**Objective:** Your answer should be one number: how many lines of the data include the string "components"?

**Raw data:**
..........

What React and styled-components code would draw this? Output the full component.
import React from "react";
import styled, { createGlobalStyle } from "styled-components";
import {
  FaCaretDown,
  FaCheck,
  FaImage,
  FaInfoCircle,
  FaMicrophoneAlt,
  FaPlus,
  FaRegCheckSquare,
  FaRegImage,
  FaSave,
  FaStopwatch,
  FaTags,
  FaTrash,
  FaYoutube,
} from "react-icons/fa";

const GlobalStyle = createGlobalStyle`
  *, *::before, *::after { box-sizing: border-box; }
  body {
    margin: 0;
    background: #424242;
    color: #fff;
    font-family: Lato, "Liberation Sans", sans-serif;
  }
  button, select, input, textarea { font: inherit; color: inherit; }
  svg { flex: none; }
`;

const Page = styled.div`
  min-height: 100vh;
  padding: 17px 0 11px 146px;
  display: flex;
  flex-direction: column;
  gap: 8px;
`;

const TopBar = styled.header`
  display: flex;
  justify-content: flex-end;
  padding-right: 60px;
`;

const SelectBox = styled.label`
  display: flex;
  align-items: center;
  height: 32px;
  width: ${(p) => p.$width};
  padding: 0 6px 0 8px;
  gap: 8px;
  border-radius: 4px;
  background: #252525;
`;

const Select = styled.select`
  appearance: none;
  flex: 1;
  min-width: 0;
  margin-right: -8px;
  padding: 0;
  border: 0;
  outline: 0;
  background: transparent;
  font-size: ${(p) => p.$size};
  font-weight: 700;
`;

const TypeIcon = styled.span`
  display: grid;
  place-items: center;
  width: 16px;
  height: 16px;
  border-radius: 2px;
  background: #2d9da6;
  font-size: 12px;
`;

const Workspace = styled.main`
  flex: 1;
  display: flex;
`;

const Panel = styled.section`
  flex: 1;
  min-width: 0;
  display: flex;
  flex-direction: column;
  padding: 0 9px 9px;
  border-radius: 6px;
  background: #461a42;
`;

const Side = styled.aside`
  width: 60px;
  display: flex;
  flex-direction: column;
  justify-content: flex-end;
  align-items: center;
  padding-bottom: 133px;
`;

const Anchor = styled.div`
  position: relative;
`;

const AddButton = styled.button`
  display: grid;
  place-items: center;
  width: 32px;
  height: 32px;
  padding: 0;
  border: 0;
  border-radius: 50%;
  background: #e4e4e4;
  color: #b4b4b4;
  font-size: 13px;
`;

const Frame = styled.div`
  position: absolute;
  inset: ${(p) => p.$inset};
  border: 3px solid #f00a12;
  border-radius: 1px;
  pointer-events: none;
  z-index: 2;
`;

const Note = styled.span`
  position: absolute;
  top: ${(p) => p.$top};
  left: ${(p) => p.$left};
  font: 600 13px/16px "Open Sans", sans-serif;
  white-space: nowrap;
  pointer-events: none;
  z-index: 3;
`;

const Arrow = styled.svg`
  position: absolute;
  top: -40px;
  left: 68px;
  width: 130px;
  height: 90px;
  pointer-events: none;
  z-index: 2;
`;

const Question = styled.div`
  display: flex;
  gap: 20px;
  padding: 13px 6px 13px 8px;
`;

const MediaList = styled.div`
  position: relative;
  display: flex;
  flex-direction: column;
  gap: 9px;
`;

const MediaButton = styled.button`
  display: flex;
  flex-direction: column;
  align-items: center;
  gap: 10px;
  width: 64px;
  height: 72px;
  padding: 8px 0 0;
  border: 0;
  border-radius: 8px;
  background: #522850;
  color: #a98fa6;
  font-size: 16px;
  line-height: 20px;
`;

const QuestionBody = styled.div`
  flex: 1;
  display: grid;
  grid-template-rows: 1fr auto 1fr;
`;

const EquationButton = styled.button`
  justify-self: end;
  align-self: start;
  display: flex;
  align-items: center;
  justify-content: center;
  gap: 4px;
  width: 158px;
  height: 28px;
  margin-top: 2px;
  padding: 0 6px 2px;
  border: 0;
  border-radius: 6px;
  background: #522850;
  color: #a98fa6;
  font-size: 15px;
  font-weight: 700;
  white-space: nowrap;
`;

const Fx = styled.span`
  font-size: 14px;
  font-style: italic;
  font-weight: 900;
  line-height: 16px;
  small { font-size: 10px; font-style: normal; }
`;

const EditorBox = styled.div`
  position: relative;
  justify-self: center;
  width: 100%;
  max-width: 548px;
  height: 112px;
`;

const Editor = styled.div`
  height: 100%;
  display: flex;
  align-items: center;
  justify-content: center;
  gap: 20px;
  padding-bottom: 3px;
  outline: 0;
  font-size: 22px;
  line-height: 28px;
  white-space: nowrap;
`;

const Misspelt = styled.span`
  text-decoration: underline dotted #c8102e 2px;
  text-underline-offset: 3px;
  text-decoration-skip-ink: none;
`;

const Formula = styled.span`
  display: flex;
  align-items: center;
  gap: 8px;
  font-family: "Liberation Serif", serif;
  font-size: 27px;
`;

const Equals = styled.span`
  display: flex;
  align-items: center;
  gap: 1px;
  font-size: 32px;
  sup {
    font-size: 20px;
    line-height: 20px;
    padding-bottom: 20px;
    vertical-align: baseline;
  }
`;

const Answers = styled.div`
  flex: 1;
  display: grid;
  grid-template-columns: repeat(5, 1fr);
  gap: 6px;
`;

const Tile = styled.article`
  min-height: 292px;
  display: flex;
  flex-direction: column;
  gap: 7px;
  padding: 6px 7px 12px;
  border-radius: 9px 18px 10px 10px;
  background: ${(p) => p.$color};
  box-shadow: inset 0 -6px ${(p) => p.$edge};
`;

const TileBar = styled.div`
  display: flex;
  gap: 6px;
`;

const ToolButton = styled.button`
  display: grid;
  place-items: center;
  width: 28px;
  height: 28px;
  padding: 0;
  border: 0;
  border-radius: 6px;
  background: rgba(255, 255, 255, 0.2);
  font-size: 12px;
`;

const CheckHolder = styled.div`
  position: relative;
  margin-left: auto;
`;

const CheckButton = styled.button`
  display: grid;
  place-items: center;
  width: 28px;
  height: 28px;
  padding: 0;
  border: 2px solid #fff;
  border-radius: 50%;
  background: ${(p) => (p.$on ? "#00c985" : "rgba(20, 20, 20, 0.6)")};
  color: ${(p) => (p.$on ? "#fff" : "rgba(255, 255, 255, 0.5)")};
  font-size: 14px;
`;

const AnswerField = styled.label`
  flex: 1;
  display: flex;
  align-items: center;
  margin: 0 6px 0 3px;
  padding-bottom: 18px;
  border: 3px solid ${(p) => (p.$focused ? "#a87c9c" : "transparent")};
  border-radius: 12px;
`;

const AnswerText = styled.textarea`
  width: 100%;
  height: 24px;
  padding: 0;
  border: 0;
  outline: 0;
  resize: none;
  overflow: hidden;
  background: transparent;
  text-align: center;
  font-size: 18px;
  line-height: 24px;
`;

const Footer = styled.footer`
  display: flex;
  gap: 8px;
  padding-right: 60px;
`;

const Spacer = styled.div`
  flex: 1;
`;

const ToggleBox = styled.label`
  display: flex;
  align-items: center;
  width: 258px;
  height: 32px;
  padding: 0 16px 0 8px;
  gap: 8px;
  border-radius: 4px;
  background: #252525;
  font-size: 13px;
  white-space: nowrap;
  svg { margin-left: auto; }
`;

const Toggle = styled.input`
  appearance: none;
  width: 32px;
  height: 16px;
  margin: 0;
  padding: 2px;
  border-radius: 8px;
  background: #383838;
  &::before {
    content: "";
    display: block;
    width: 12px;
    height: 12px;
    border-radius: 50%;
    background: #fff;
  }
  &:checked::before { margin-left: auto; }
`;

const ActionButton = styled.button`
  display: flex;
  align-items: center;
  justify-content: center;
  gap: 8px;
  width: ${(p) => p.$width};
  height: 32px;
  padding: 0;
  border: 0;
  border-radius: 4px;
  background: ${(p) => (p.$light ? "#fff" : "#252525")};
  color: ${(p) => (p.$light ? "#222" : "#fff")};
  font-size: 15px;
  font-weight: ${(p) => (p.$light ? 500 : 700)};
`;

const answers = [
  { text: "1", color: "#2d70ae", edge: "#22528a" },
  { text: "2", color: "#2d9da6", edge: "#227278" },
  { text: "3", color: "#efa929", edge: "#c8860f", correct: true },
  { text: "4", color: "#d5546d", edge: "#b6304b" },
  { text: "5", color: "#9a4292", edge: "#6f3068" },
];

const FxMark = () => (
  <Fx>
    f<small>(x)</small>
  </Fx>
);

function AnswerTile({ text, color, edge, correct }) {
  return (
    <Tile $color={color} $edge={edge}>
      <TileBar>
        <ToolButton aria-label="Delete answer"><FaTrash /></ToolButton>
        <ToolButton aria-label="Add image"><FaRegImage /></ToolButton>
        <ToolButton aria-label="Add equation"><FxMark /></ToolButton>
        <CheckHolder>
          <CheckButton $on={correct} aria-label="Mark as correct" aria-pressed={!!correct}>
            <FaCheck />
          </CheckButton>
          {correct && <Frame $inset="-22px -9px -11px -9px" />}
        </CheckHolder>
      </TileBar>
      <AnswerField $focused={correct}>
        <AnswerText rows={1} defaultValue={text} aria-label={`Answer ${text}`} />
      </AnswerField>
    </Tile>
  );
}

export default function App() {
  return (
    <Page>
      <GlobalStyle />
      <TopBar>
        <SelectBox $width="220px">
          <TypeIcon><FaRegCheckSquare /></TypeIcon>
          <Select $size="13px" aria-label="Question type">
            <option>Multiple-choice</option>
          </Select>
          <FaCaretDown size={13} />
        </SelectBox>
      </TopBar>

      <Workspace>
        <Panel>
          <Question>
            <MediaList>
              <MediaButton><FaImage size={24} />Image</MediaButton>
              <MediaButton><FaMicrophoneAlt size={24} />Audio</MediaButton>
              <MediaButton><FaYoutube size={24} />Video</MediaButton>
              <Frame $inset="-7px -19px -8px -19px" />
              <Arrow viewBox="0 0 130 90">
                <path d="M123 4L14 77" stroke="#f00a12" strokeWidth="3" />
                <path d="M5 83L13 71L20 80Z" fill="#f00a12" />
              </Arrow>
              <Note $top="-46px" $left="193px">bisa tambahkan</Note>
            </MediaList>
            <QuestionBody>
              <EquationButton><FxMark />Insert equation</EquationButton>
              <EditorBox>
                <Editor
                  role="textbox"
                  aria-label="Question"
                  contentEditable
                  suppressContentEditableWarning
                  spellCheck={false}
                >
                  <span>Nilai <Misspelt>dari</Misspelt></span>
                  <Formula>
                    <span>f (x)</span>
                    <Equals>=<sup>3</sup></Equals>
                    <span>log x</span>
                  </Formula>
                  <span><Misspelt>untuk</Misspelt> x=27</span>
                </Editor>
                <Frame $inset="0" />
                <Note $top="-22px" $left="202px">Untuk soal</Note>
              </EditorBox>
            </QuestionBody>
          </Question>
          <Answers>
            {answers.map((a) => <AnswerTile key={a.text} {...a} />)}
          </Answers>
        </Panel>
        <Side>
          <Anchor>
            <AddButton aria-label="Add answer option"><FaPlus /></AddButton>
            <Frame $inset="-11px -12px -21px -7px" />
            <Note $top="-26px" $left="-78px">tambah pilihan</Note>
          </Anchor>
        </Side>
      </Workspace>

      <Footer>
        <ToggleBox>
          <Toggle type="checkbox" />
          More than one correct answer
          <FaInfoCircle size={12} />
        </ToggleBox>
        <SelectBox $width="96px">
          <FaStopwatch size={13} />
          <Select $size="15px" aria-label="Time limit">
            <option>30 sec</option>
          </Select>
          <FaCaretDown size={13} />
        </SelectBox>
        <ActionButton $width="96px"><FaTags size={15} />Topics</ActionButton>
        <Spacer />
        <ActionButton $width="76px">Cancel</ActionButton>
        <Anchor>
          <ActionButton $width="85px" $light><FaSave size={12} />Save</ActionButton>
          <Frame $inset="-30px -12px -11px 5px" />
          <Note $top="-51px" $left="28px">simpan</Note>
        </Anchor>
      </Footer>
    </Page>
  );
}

..........

**Answer below:** 2